■ What the exercise asks:
Your task is to filter the data below down to the lines holding "page".
____ Record set
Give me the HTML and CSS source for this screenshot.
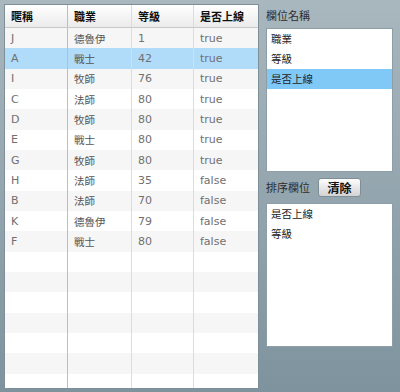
FILE: index.html
```html
<!DOCTYPE html>
<html lang="zh-Hant">
<head>
  <meta charset="UTF-8" />
  <meta name="viewport" content="width=device-width, initial-scale=1.0" />
  <title>排序欄位</title>
  <link rel="stylesheet" href="styles.css">
</head>
<body>
<div class="grid">
  <div class="grid-head">
    <div class="cell">暱稱</div>
    <div class="cell">職業</div>
    <div class="cell">等級</div>
    <div class="cell">是否上線</div>
  </div>
  <div class="grid-body">
    <div class="row"><div class="cell">J</div><div class="cell job">德魯伊</div><div class="cell">1</div><div class="cell">true</div></div>
    <div class="row row-selected"><div class="cell">A</div><div class="cell job">戰士</div><div class="cell">42</div><div class="cell">true</div></div>
    <div class="row"><div class="cell">I</div><div class="cell job">牧師</div><div class="cell">76</div><div class="cell">true</div></div>
    <div class="row"><div class="cell">C</div><div class="cell job">法師</div><div class="cell">80</div><div class="cell">true</div></div>
    <div class="row"><div class="cell">D</div><div class="cell job">牧師</div><div class="cell">80</div><div class="cell">true</div></div>
    <div class="row"><div class="cell">E</div><div class="cell job">戰士</div><div class="cell">80</div><div class="cell">true</div></div>
    <div class="row"><div class="cell">G</div><div class="cell job">牧師</div><div class="cell">80</div><div class="cell">true</div></div>
    <div class="row"><div class="cell">H</div><div class="cell job">法師</div><div class="cell">35</div><div class="cell">false</div></div>
    <div class="row"><div class="cell">B</div><div class="cell job">法師</div><div class="cell">70</div><div class="cell">false</div></div>
    <div class="row"><div class="cell">K</div><div class="cell job">德魯伊</div><div class="cell">79</div><div class="cell">false</div></div>
    <div class="row"><div class="cell">F</div><div class="cell job">戰士</div><div class="cell">80</div><div class="cell">false</div></div>
    <!-- empty filler rows -->
    <div class="row"><div class="cell"></div><div class="cell"></div><div class="cell"></div><div class="cell"></div></div>
    <div class="row"><div class="cell"></div><div class="cell"></div><div class="cell"></div><div class="cell"></div></div>
    <div class="row"><div class="cell"></div><div class="cell"></div><div class="cell"></div><div class="cell"></div></div>
    <div class="row"><div class="cell"></div><div class="cell"></div><div class="cell"></div><div class="cell"></div></div>
    <div class="row"><div class="cell"></div><div class="cell"></div><div class="cell"></div><div class="cell"></div></div>
    <div class="row"><div class="cell"></div><div class="cell"></div><div class="cell"></div><div class="cell"></div></div>
    <div class="row"><div class="cell"></div><div class="cell"></div><div class="cell"></div><div class="cell"></div></div>
  </div>
</div>

<div class="side">
  <div class="side-label">欄位名稱</div>
  <ul class="list-box">
    <li>職業</li>
    <li>等級</li>
    <li class="selected">是否上線</li>
  </ul>

  <div class="sort-bar">
    <span class="side-label">排序欄位</span>
    <button type="button" class="clear-btn">清除</button>
  </div>
  <ul class="list-box">
    <li>是否上線</li>
    <li>等級</li>
  </ul>
</div>
</body>
</html>
```

FILE: styles.css
```css
body {
  margin: 0;
  padding: 4px 7px 0 4px;
  height: 392px;
  box-sizing: border-box;
  display: flex;
  gap: 7px;
  background: linear-gradient(#a9b7be, #7e939e);
  font-family: "DejaVu Sans", "Noto Sans CJK TC", sans-serif;
  font-size: 11px;
  overflow: hidden;
}

.grid {
  width: 255px;
  height: 385px;
  box-sizing: border-box;
  border: 1px solid #7f8f98;
  background-color: #fff;
  display: flex;
  flex-direction: column;
}

.grid-head,
.row {
  display: grid;
  grid-template-columns: 63px 64px 62px 1fr;
}

.grid-head {
  height: 23px;
  box-sizing: border-box;
  border-bottom: 1px solid #c9c9c9;
  background: linear-gradient(#ffffff, #ebebeb);
  font-family: "Noto Sans CJK TC", sans-serif;
  font-weight: bold;
  color: #111;
}

.cell {
  box-sizing: border-box;
  padding-left: 6px;
  border-right: 1px solid #dcdcdc;
  display: flex;
  align-items: center;
  white-space: nowrap;
  overflow: hidden;
}

.cell:first-child {
  border-right-color: #bdbdbd;
}

.cell:last-child {
  border-right: none;
}

.grid-body {
  flex: 1;
  overflow: hidden;
  color: #707070;
}

.row {
  height: 20.34px;
}

.row:nth-child(odd) {
  background-color: #f6f6f6;
}

.row.row-selected {
  background-color: #b0dcfa;
}

.job {
  font-family: "Noto Sans CJK TC", sans-serif;
  font-size: 10.5px;
  color: #555;
}

.side {
  width: 127px;
  display: flex;
  flex-direction: column;
}

.side-label {
  font-family: "Noto Sans CJK TC", sans-serif;
  font-size: 11px;
  color: #2c2c2c;
  line-height: 22px;
}

.list-box {
  list-style: none;
  margin: 2px 0 0;
  padding: 0;
  height: 144px;
  box-sizing: border-box;
  border: 1px solid #8e9ea7;
  background-color: #fff;
  font-family: "Noto Sans CJK TC", sans-serif;
  font-size: 10.5px;
  color: #222;
}

.list-box li {
  height: 20px;
  line-height: 20px;
  padding-left: 4px;
}

.list-box li.selected {
  background-color: #80c9f6;
}

.sort-bar {
  display: flex;
  align-items: center;
  gap: 8px;
  margin-top: 6px;
  margin-bottom: 4px;
}

.sort-bar .side-label {
  line-height: 19px;
}

.clear-btn {
  width: 43px;
  height: 19px;
  padding: 0;
  border: 1px solid #7f8f98;
  border-radius: 3px;
  background: linear-gradient(#fdfdfd, #d3d3d3);
  font-family: "Noto Sans CJK TC", sans-serif;
  font-size: 12px;
  font-weight: bold;
  color: #111;
  line-height: 17px;
  cursor: pointer;
}
```
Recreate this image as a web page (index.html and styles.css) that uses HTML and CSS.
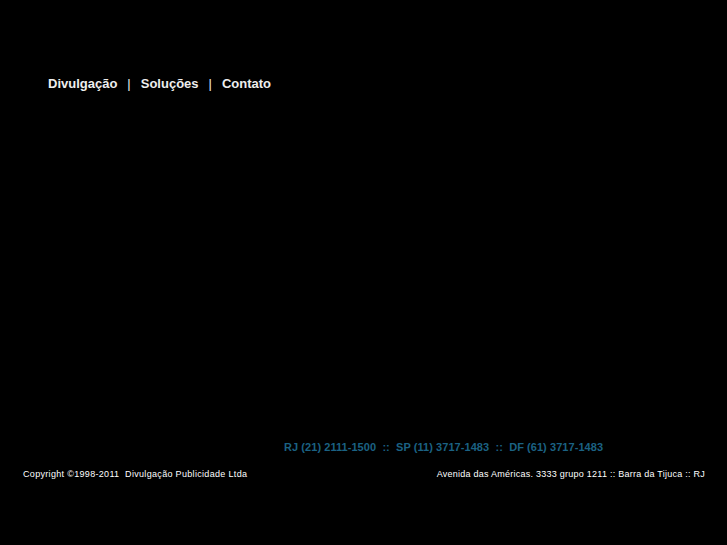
FILE: index.html
```html
<!DOCTYPE html>
<html>
<head>
<meta charset="utf-8">
<link rel="stylesheet" href="styles.css">
</head>
<body>
<div class="page">
  <nav class="nav">
    <a class="nav-link">Divulgação</a>
    <span class="sep">|</span>
    <a class="nav-link">Soluções</a>
    <span class="sep">|</span>
    <a class="nav-link">Contato</a>
  </nav>
  <div class="spacer"></div>
  <div class="phones">RJ (21) 2111-1500&nbsp; ::&nbsp; SP (11) 3717-1483&nbsp; ::&nbsp; DF (61) 3717-1483</div>
  <footer class="footer">
    <span class="copy">Copyright ©1998-2011&nbsp; Divulgação Publicidade Ltda</span>
    <span class="address">Avenida das Américas. 3333 grupo 1211 :: Barra da Tijuca :: RJ</span>
  </footer>
</div>
</body>
</html>
```
FILE: styles.css
```css
html, body {
  margin: 0;
  padding: 0;
  background: #000;
  height: 100%;
}
.page {
  width: 727px;
  height: 545px;
  display: flex;
  flex-direction: column;
  font-family: "Liberation Sans", Arial, sans-serif;
}
.nav {
  padding: 76px 0 0 48px;
  display: flex;
  gap: 10px;
  font-size: 13px;
  font-weight: bold;
  color: #eeeeee;
  line-height: 16px;
}
.nav-link { color: #eeeeee; }
.sep { font-weight: normal; }
.spacer { flex: 1; }
.phones {
  padding-left: 284px;
  font-size: 11px;
  font-weight: bold;
  color: #1b6283;
  line-height: 14px;
  letter-spacing: 0.06px;
}
.footer {
  display: flex;
  justify-content: space-between;
  padding: 14px 22px 65px 23px;
  font-size: 9px;
  color: #ffffff;
  line-height: 12px;
}
.copy { letter-spacing: 0.32px; }
.address { letter-spacing: 0.25px; }
```
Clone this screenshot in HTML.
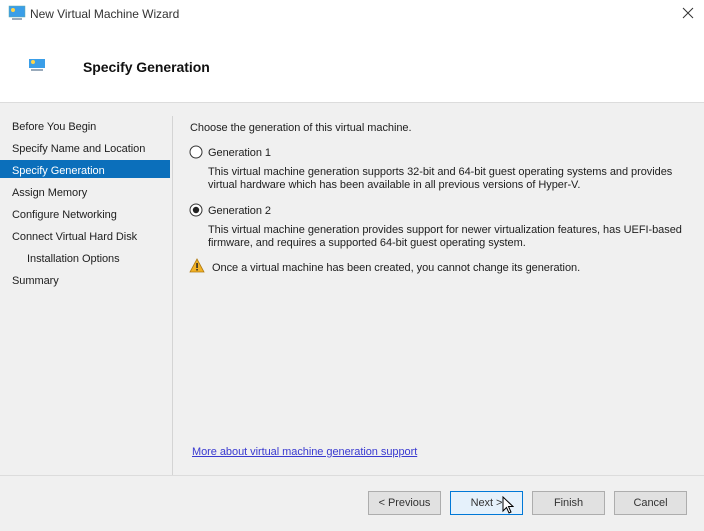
<!DOCTYPE html>
<html><head><style>
body{margin:0;width:704px;height:531px;overflow:hidden;background:#f0f0f0;font-family:"Liberation Sans",sans-serif;font-size:11px;color:#1e1e1e;position:relative;letter-spacing:-0.05px}
.a{position:absolute;white-space:nowrap}
.nav{position:absolute;left:12px;}
.btn{position:absolute;top:491px;width:71px;height:22px;border:1px solid #adadad;background:#e1e1e1;text-align:center;line-height:23px;font-size:11px;color:#333}
</style></head><body>
<div class="a" style="left:0;top:0;width:704px;height:102px;background:#fff;border-bottom:1px solid #dcdcdc"></div>
<svg class="a" style="left:8px;top:5px" width="18" height="16"><rect x="1" y="1" width="16" height="11" fill="#3a9ee8" stroke="#6aa" stroke-width=".5"/><circle cx="5" cy="5" r="2" fill="#ffd54a"/><rect x="4" y="13" width="10" height="2" fill="#9ab"/></svg>
<div class="a" style="left:30px;top:7px;font-size:12px;color:#333">New Virtual Machine Wizard</div>
<svg class="a" style="left:682px;top:7px" width="12" height="12"><path d="M1 1L11 11M11 1L1 11" stroke="#333" stroke-width="1"/></svg>
<svg class="a" style="left:28px;top:58px" width="18" height="14"><rect x="1" y="1" width="16" height="9" fill="#3a9ee8"/><circle cx="5" cy="4" r="2" fill="#ffd54a"/><rect x="3" y="11" width="12" height="2" fill="#9ab"/></svg>
<div class="a" style="left:83px;top:59px;font-size:14px;font-weight:bold;color:#111">Specify Generation</div>
<div class="a" style="left:172px;top:116px;width:1px;height:360px;background:#d4d4d4"></div>
<div class="a" style="left:0;top:160px;width:170px;height:18px;background:#0b6fbb"></div>
<div class="nav a" style="top:121px">Before You Begin</div>
<div class="nav a" style="top:143px">Specify Name and Location</div>
<div class="nav a" style="top:165px;color:#fff">Specify Generation</div>
<div class="nav a" style="top:187px">Assign Memory</div>
<div class="nav a" style="top:209px">Configure Networking</div>
<div class="nav a" style="top:231px">Connect Virtual Hard Disk</div>
<div class="nav a" style="top:253px;left:27px">Installation Options</div>
<div class="nav a" style="top:275px">Summary</div>
<div class="a" style="left:190px;top:122px">Choose the generation of this virtual machine.</div>
<svg class="a" style="left:189px;top:145px" width="14" height="14"><circle cx="7" cy="7" r="6" fill="#fff" stroke="#333"/></svg>
<div class="a" style="left:208px;top:147px">Generation 1</div>
<div class="a" style="left:208px;top:166px;line-height:13px">This virtual machine generation supports 32-bit and 64-bit guest operating systems and provides<br>virtual hardware which has been available in all previous versions of Hyper-V.</div>
<svg class="a" style="left:189px;top:203px" width="14" height="14"><circle cx="7" cy="7" r="6" fill="#fff" stroke="#333"/><circle cx="7" cy="7" r="3.2" fill="#222"/></svg>
<div class="a" style="left:208px;top:205px">Generation 2</div>
<div class="a" style="left:208px;top:224px;line-height:13px">This virtual machine generation provides support for newer virtualization features, has UEFI-based<br>firmware, and requires a supported 64-bit guest operating system.</div>
<svg class="a" style="left:189px;top:258px" width="16" height="15"><path d="M8 1L15 14H1Z" fill="#f2b124" stroke="#b07a10" stroke-width=".8"/><rect x="7.3" y="5" width="1.5" height="5" fill="#222"/><rect x="7.3" y="11" width="1.5" height="1.5" fill="#222"/></svg>
<div class="a" style="left:212px;top:262px">Once a virtual machine has been created, you cannot change its generation.</div>
<div class="a" style="left:192px;top:446px;color:#3a3ad0;text-decoration:underline">More about virtual machine generation support</div>
<div class="a" style="left:0;top:475px;width:704px;height:1px;background:#dcdcdc"></div>
<div class="btn" style="left:368px">&lt; Previous</div>
<div class="btn" style="left:450px;border-color:#0078d7;background:#e5f1fb">Next &gt;</div>
<div class="btn" style="left:532px">Finish</div>
<div class="btn" style="left:614px">Cancel</div>
<svg class="a" style="left:502px;top:496px" width="12" height="19"><path d="M1 1V15L4.5 11.5L7 17L9 16L6.5 10.5H11Z" fill="#fff" stroke="#000" stroke-width="1"/></svg>
</body></html>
________
■ Response to the task:
Recreate this image as a web page (index.html and styles.css) that uses HTML and CSS.
<div class="page">
.page {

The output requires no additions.